Thailand yesterday set new elections for July 20 to try to end a deadly six-month political crisis, even as legal challenges threaten to force Prime Minister Yingluck Shinawatra out of office.
The nation, riven by years of political unrest, has been without a properly functioning government since December, causing policy paralysis that has sapped the strength of its once-buoyant economy.
Yingluck is pinning her hopes on re-election to shore up her legitimacy following months of mass street protests seeking her resignation to make way for an unelected "neutral" prime minister to implement anti-corruption reforms.
A general election in February was voided after demonstrators disrupted voting.

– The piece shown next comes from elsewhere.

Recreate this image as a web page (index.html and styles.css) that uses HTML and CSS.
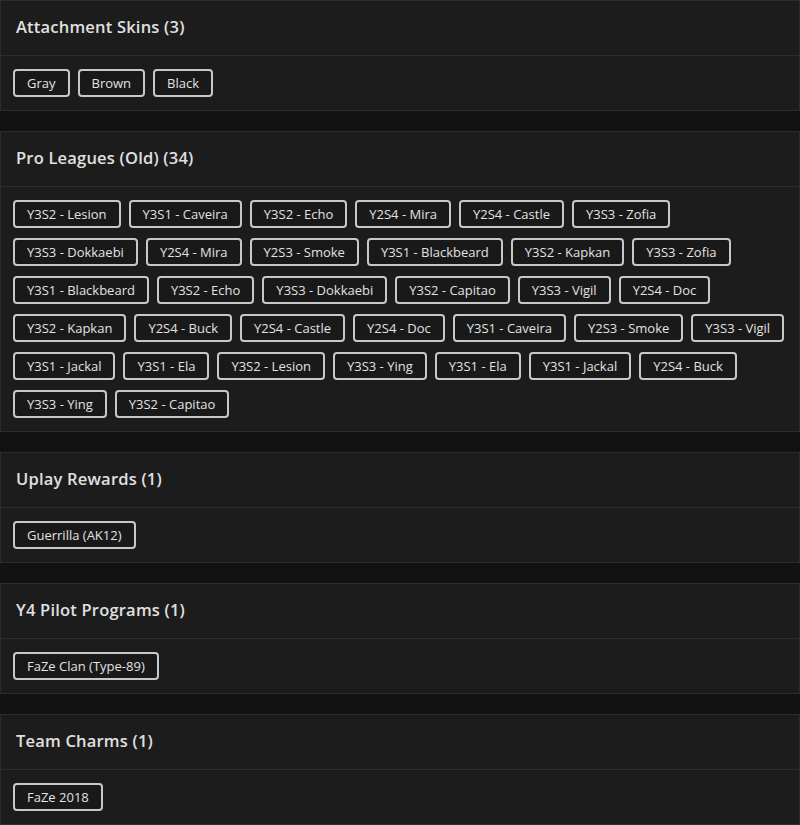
FILE: index.html
```html
<!DOCTYPE html>
<html>
<head>
<meta charset="utf-8">
<link rel="stylesheet" href="styles.css">
</head>
<body>
<section class="card">
  <h2 class="card-title">Attachment Skins (3)</h2>
  <div class="card-body">
    <span class="tag">Gray</span><span class="tag">Brown</span><span class="tag">Black</span>
  </div>
</section>
<section class="card">
  <h2 class="card-title">Pro Leagues (Old) (34)</h2>
  <div class="card-body">
    <span class="tag">Y3S2 - Lesion</span><span class="tag">Y3S1 - Caveira</span><span class="tag">Y3S2 - Echo</span><span class="tag">Y2S4 - Mira</span><span class="tag">Y2S4 - Castle</span><span class="tag">Y3S3 - Zofia</span>
    <span class="tag">Y3S3 - Dokkaebi</span><span class="tag">Y2S4 - Mira</span><span class="tag">Y2S3 - Smoke</span><span class="tag">Y3S1 - Blackbeard</span><span class="tag">Y3S2 - Kapkan</span><span class="tag">Y3S3 - Zofia</span>
    <span class="tag">Y3S1 - Blackbeard</span><span class="tag">Y3S2 - Echo</span><span class="tag">Y3S3 - Dokkaebi</span><span class="tag">Y3S2 - Capitao</span><span class="tag">Y3S3 - Vigil</span><span class="tag">Y2S4 - Doc</span>
    <span class="tag">Y3S2 - Kapkan</span><span class="tag">Y2S4 - Buck</span><span class="tag">Y2S4 - Castle</span><span class="tag">Y2S4 - Doc</span><span class="tag">Y3S1 - Caveira</span><span class="tag">Y2S3 - Smoke</span><span class="tag">Y3S3 - Vigil</span>
    <span class="tag">Y3S1 - Jackal</span><span class="tag">Y3S1 - Ela</span><span class="tag">Y3S2 - Lesion</span><span class="tag">Y3S3 - Ying</span><span class="tag">Y3S1 - Ela</span><span class="tag">Y3S1 - Jackal</span><span class="tag">Y2S4 - Buck</span>
    <span class="tag">Y3S3 - Ying</span><span class="tag">Y3S2 - Capitao</span>
  </div>
</section>
<section class="card">
  <h2 class="card-title">Uplay Rewards (1)</h2>
  <div class="card-body">
    <span class="tag">Guerrilla (AK12)</span>
  </div>
</section>
<section class="card">
  <h2 class="card-title">Y4 Pilot Programs (1)</h2>
  <div class="card-body">
    <span class="tag">FaZe Clan (Type-89)</span>
  </div>
</section>
<section class="card">
  <h2 class="card-title">Team Charms (1)</h2>
  <div class="card-body">
    <span class="tag">FaZe 2018</span>
  </div>
</section>
</body>
</html>
```
FILE: styles.css
```css
html, body {
  margin: 0;
  padding: 0;
  background: #121212;
}
body {
  font-family: "Open Sans", "Noto Sans", sans-serif;
  color: #e2e2e2;
}
.card {
  background: #1c1c1c;
  border: 1px solid #2c2c2c;
  margin-bottom: 20px;
}
.card-title {
  box-sizing: border-box;
  margin: 0;
  height: 54px;
  display: flex;
  align-items: center;
  padding: 0 15px 3px;
  font-size: 16.5px;
  font-weight: 600;
  color: #e0e0e0;
  border-bottom: 1px solid #2c2c2c;
  letter-spacing: 0.2px;
}
.card-title {
  height: 55px;
}
.card-body {
  padding: 13px 12px;
  display: flex;
  flex-wrap: wrap;
  gap: 10px 8px;
}
.tag {
  box-sizing: border-box;
  height: 28px;
  display: inline-flex;
  align-items: center;
  padding: 0 12px;
  border: 2px solid #c8c8c8;
  border-radius: 4px;
  background: #191919;
  font-size: 13px;
  color: #e2e2e2;
  white-space: nowrap;
}
```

The backdrop is an eight-year struggle between a royalist establishment -- backed by parts of the judiciary and the military -- and Yingluck's billionaire family, which has traditionally enjoyed strong support in northern Thailand.
Twenty-five people have been killed and hundreds wounded, including many anti-government protesters, in grenade attacks and shootings in recent months.
Whether Yingluck's name will be on the ballot papers on July 20 remains unclear as she faces two legal cases that could see her suspended from office and banned from politics within weeks.
The Election Commission (EC), which agreed on the July 20 poll date in talks with Yingluck, has been accused by government supporters of siding with the opposition.